その前の週、私はある都立高校の文化祭を見に行ってきました。その都立高校は進学校の部類に入り、「自由」で生徒の自主性に任せることが伝統とされています。私は既に何度も中学三年生を担任し、高等学校に進学させてきました。そして、その志望校を決めるにあたって学校説明会や文化祭を見に行くことを勧めていたのですが、自分自身が都立、私立を問わず東京の高等学校の文化祭を見たのは初めてでした。そこで私が考えたことは、高校間の、そして高校と中学校の「自由と自治」についての「格差」についてです。戦前の日本では高等教育では批判的精神を伴った学問をするが、中等教育以前は「学問の自由」・「教育の自由」はないという考えです。戦後それが日本を戦争に導いたという反省から「日本国憲法」「教育基本法」が作られたはずでした。ところが「できん者はできんままで結構。(中略)せめて実直な精神だけを養っておいてもらえばいいんです。」と公然と唱える三浦朱門が会長を務めた中教審が〇三年に教育基本法の見直しの答申を出し、そしてついに昨年「教育基本法」が「改正」され、国民投票法により、三年後の憲法「改正」に向けてのレールも引かれ始めています。

先日私の学校で、二年生数人が携帯電話を持ち込み、授業中に隠れてメールのやり取りをするという事件がありました。その事件を受けて学年集会を開いたのですが、学年集会から教室に戻ってくると、「どうして私たちも怒られなければならないの。持ってきたやつを先生が指導して持ってこなくさせればいい話ではないか。」という不満が次々に出てきました。私はその勢いに驚くとともに、「落ち着いた学校」と言われてはいるが彼らはこんなに不満を抑えてきていたのかと思いました。私はこの機会を捉え、携帯電話を持ってきた者もそうでない者も、そもそもなぜ「学校に携帯電話を持ってきてはいけないのだろうか。」ということを自分の頭で考えさせようと、議論をさせました。ところが、「他人に迷惑をかけなければ本人が損するだけだからいいではないか。」という意見に対して、人数では圧倒的多数の「持ってきてはいけない」派は、「校則に『学習に関係ないものを持ってきてはいけない。』と書いてある」という事以外言えず、まともに反論できませんでした。ようやく沈黙に耐えられず、学級委員の守男が言った「そもそも学校に何のために来ているの?」に対して、携帯電話を持ち込んでいた一人の友子が「友だちと会いに来ている。義務教育でなかったら学校なんて来ない。」と言いました。また、「先生はなぜこんな話し合いをさせるの?(結論は決まっているでしょ。)持ってきた生徒に先生が説得すればいいじゃない。」ともう一人の携帯電話を持ち込んだ眞子が言いました。
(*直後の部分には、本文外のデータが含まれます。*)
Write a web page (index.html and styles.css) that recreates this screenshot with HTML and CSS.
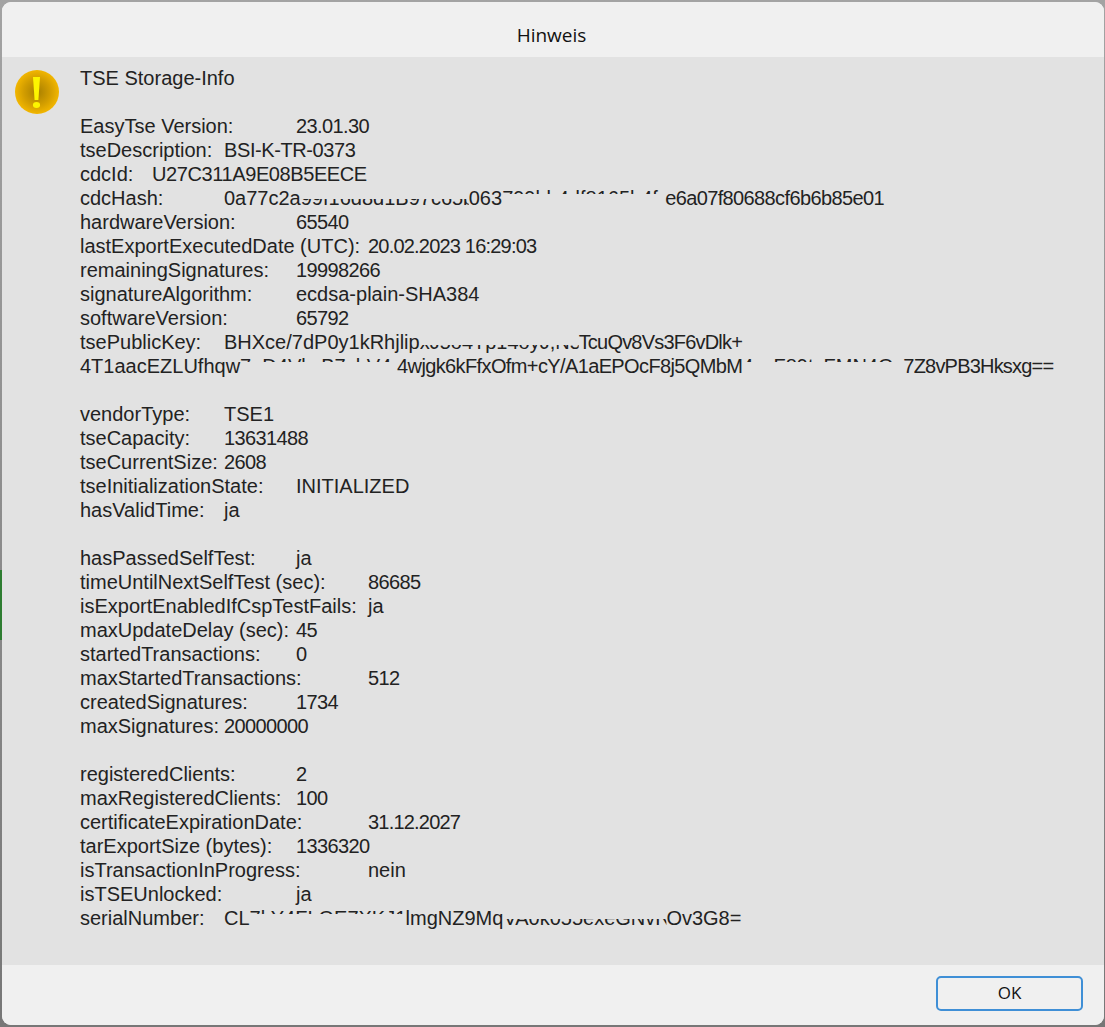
FILE: index.html
```html
<!DOCTYPE html>
<html lang="de">
<head>
    <meta charset="UTF-8">
    <meta name="viewport" content="width=device-width, initial-scale=1.0">
    <title>Hinweis</title>
    <link rel="stylesheet" href="styles.css">
</head>
<body>

    <div class="dialog">
        <header class="title-bar">Hinweis</header>

        <main class="content">
            <svg class="warn-icon" width="46" height="46" viewBox="0 0 46 46" aria-hidden="true">
                <defs>
                    <radialGradient id="warnFill" cx="50%" cy="50%" r="50%">
                        <stop offset="0%" stop-color="#a87f00"/>
                        <stop offset="60%" stop-color="#d29d00"/>
                        <stop offset="100%" stop-color="#f2b600"/>
                    </radialGradient>
                </defs>
                <circle cx="23" cy="22" r="22" fill="url(#warnFill)"/>
                <path d="M19 7h7l-1.6 23h-3.8z" fill="#fdf500"/>
                <ellipse cx="22.5" cy="35" rx="3.6" ry="3" fill="#fdf500"/>
            </svg>
<pre class="info">TSE Storage-Info

EasyTse Version:	<span class="num">23.01.30</span>
tseDescription:	<span class="tight">BSI-K-TR-0373</span>
cdcId:	<span class="tight">U27C311A9E08B5EECE</span>
cdcHash:	0a77c2a<span class="cut-top w-168">99f16d8d1B97c65b</span>063<span class="cut-bottom w-163">799bb4df8165b4f</span><span class="num">e6a07f80688cf6b6b85e01</span>
hardwareVersion:	<span class="num">65540</span>
lastExportExecutedDate (UTC):	<span class="tighter">20.02.2023 16:29:03</span>
remainingSignatures:	<span class="num">19998266</span>
signatureAlgorithm:	ecdsa-plain-SHA384
softwareVersion:	<span class="num">65792</span>
tsePublicKey:	BHXce/7dP0y1kRhjlip<span class="cut-low w-159">xJ5o4Tp14oyJ,N5</span><span class="tighter">TcuQv8Vs3F6vDlk+</span>
4T1aacEZLUfhqw<span class="cut-bottom w-157">7aD4VkzB7vhV4</span><span class="num">4wjgk6kFfxOfm+cY/A1aEPOcF8j5QMbM</span><span class="cut-bottom w-161">4xcF89tzFMN4Q</span><span class="tighter">7Z8vPB3Hksxg==</span>

vendorType:	TSE1
tseCapacity:	<span class="num">13631488</span>
tseCurrentSize:	<span class="num">2608</span>
tseInitializationState:	INITIALIZED
hasValidTime:	ja

hasPassedSelfTest:	ja
timeUntilNextSelfTest (sec):	<span class="num">86685</span>
isExportEnabledIfCspTestFails:	ja
maxUpdateDelay (sec):	<span class="num">45</span>
startedTransactions:	<span class="num">0</span>
maxStartedTransactions:	<span class="num">512</span>
createdSignatures:	<span class="num">1734</span>
maxSignatures:	<span class="num">20000000</span>

registeredClients:	<span class="num">2</span>
maxRegisteredClients:	<span class="num">100</span>
certificateExpirationDate:	<span class="tighter">31.12.2027</span>
tarExportSize (bytes):	<span class="num">1336320</span>
isTransactionInProgress:	nein
isTSEUnlocked:	ja
serialNumber:	CL<span class="cut-bottom w-156">7kY4FLOE7XKJ1</span>lmgNZ9Mq<span class="cut-top w-163">VA0k055exeGNvR</span>Ov3G8=</pre>
        </main>

        <footer class="button-bar">
            <button class="ok-button">OK</button>
        </footer>
    </div>

</body>
</html>
```
FILE: styles.css
```css
html, body {
    height: 100%;
}

body {
    margin: 0;
    padding: 2px 1px 2px 2px;
    box-sizing: border-box;
    background:
        linear-gradient(#2e7d32, #2e7d32) left 570px / 2px 70px no-repeat,
        linear-gradient(#a3a3a3, #777);
}

.dialog {
    height: 100%;
    display: flex;
    flex-direction: column;
    background: #f0f0f0;
    border-radius: 9px;
    overflow: hidden;
}

.title-bar {
    height: 45px;
    padding: 10px 3px 0 0;
    flex: none;
    display: flex;
    align-items: center;
    justify-content: center;
    font-family: "Open Sans", sans-serif;
    font-size: 19px;
    color: #111;
    background: #f0f0f0;
}

.content {
    flex: 1;
    display: flex;
    align-items: flex-start;
    padding: 9px 0 0 12px;
    background: #e2e2e2;
}

.warn-icon {
    flex: none;
    margin-top: 4px;
}

.info {
    margin: 0 0 0 20px;
    font-family: "Liberation Sans", Arial, sans-serif;
    font-size: 20px;
    line-height: 24px;
    color: #222;
    tab-size: 72px;
}

/* Ziffern sind im Original schmaler */
.num {
    letter-spacing: -0.62px;
}

.tight {
    letter-spacing: -0.4px;
}

.tighter {
    letter-spacing: -0.8px;
}

.cut-top,
.cut-bottom,
.cut-low {
    display: inline-block;
    line-height: 24px;
    vertical-align: bottom;
}

/* Schwaerzung: nur ein Teil der Zeile bleibt sichtbar */
.cut-top {
    clip-path: inset(13px 0 0 0);
}

.cut-bottom {
    clip-path: inset(0 0 16px 0);
}

.cut-low {
    clip-path: inset(15px 0 0 0);
}

.w-156 { width: 156px; }
.w-157 { width: 157px; }
.w-159 { width: 159px; }
.w-161 { width: 161px; }
.w-163 { width: 163px; }
.w-168 { width: 168px; }

.button-bar {
    height: 60px;
    flex: none;
    box-sizing: border-box;
    display: flex;
    align-items: center;
    justify-content: flex-end;
    padding: 0 21px 3px 0;
    background: #f0f0f0;
}

.ok-button {
    width: 147px;
    height: 35px;
    padding: 0 0 3px;
    font-family: "Open Sans", sans-serif;
    font-size: 17px;
    color: #111;
    background: #f0f0f0;
    border: 2px solid #3f8fd6;
    border-radius: 5px;
}
```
「他人に迷惑をかけなければ本人が損するだけだからいいではないか。」は「できないものはできないままでいい。」という考えであり、生徒は教師が伝達する「正解」を覚え、従うことが「学習」でありそれを競うのが学校だと思っています。十月に入り日本郵政公社がJPになりました。これから郵政民営化に賛成した人たちが「そんなはずじゃなかった。」と思うでしょう。日本国憲法が「改正」された後、「そんなはずじゃなかった。」と思うことが無いように、「みんなで学びみんなで賢くなろう」という学校をつくらなければいけないという思いを、今回強くしました。